フランス・Université de BordeauxのAnne Bénard-Laribière氏らは、フランスの全国保険償還データベースであるSNDS(Système National des Données de Santé)のデータを用いて、フルオロキノロン投与後30日以内に発症した自然気胸症例の発症オッズ比(OR)をアモキシシリン投与例と比較する症例-時間-対照(case-time-control;CTC)研究を実施。「フルオロキノロンとアモキシシリンの使用はいずれも自然気胸リスクの上昇と関連が認められたが、ORはアモキシシリンの方が高く、気胸の原因としては基礎疾患としての感染症の果たす役割の方が大きく、交絡因子となっていることが示唆された」とThorax(2024年10月11日オンライン版)に報告した。
コラーゲン毒性による肺結合組織への悪影響の可能性
自然気胸は外傷原因がなく、胸腔に空気が入る病態を指し、欧州諸国における自然気胸による入院率は10万人当たり11.6~22.7人と報告されている。呼吸器感染症を含むさまざまな感染症治療に使用されるフルオロキノロンは、コラーゲン毒性を有し、腱断裂や大動脈瘤/解離、網膜剝離といった重篤な有害事象の可能性が報告されている。肺結合組織にも悪影響が及ぶ可能性もあり自然気胸が増えることも考えられるが、抗菌薬と自然気胸との関連を検討した報告はこれまでにほとんどない。
そこでLaribière氏らは今回、フランスのSNDSのデータを用いて、フルオロキノロン曝露と自然気胸リスクとの関連を検討した。
適応による交絡をなくすためアモキシシリン曝露群でも検討
今回の検討に当たりLaribière氏らはCTCデザインを採用。自然気胸発症前30日以内(day-30~-1)の抗菌薬曝露をリスク期間とし、同一患者で自然気胸発症前180~91日以内(day-180~-151、day-150~-121、day-120~-91の30日間ずつ)を参照期間とした。

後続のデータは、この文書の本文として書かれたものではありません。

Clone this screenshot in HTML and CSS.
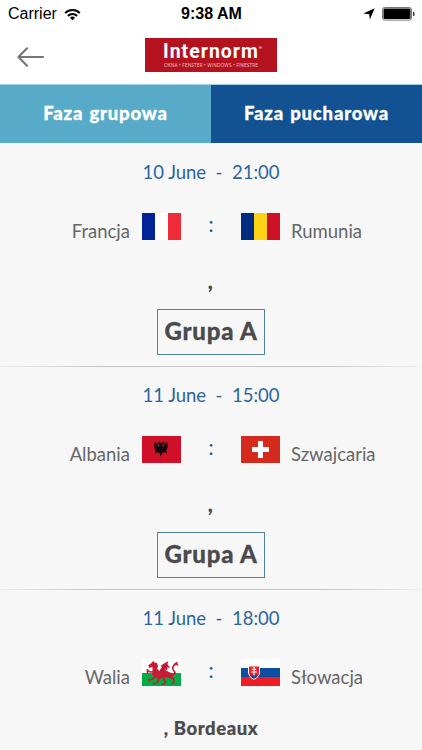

参照期間はリスク期間よりも前の時期にあるので、全体の曝露が増加傾向あるいは減少傾向にある期間では、曝露傾向バイアス(exposure-trend bias)が生じる。このバイアスをなくすために、イベント(自然気胸)を発症していない時間-傾向対照群(time-trend control)を設定し、症例-クロスオーバ(case-crossover ;CCO)解析を行うCTCデザインが開発された。
さらに、CTCデザインでも適応による交絡(confounding by indication)をなくすことはできない(フルオロキノロンが適応となる疾患そのものが自然気胸のリスク上昇と関連している可能性がある)ので、そのバイアスを除くため、同じCTCデザインでアモキシシリンを実薬対照とする解析を行い、自然気胸との関連を評価した。
フルオロキノロンにとっては安心できる結果
2017~22年に自然気胸で入院となった18歳以上の患者のデータを抽出。246例(男性63.8%、平均年齢43.0±18.4歳)がフルオロキノロンに曝露されており、そのうち63例はリスク期間(day -30~-1)に、128例は参照期間(day-180~-151、day-150~-121、day-120~-91のいずれか)に曝露されていた。一方、アモキシシリン使用後、自然気胸で入院となった患者は3,316例(同72.9%、39.4±17.6歳)で、そのうち1,210例はリスク期間に、1,603例はいずれかの参照期間に曝露されていた。
曝露傾向および他の因子で調整した自然気胸の調整後ORは、フルオロキノロン群が1.59(95%CI 1.14~2.22)、アモキシシリン群が2.25(同2.07~2.45)だった。
以上の結果を踏まえ、Laribière氏らは「フルオロキノロンとアモキシシリンの使用は、いずれも自然気胸リスクの上昇と関連したが、ORはアモキシシリンの方が高かった」と結論。
さらに「アモキシシリンにはフルオロキノロンで報告されているような結合組織に対する毒性はないので、自然気胸リスクのこの上昇は、個々の抗菌薬が原因というよりも、基礎にある感染症の役割が大きいのではないか。したがって、適応疾患による交絡が働いている可能性がある」と指摘し、「フルオロキノロンによる肺結合組織への毒性に関しては、安心材料といえるかもしれない」と付言している。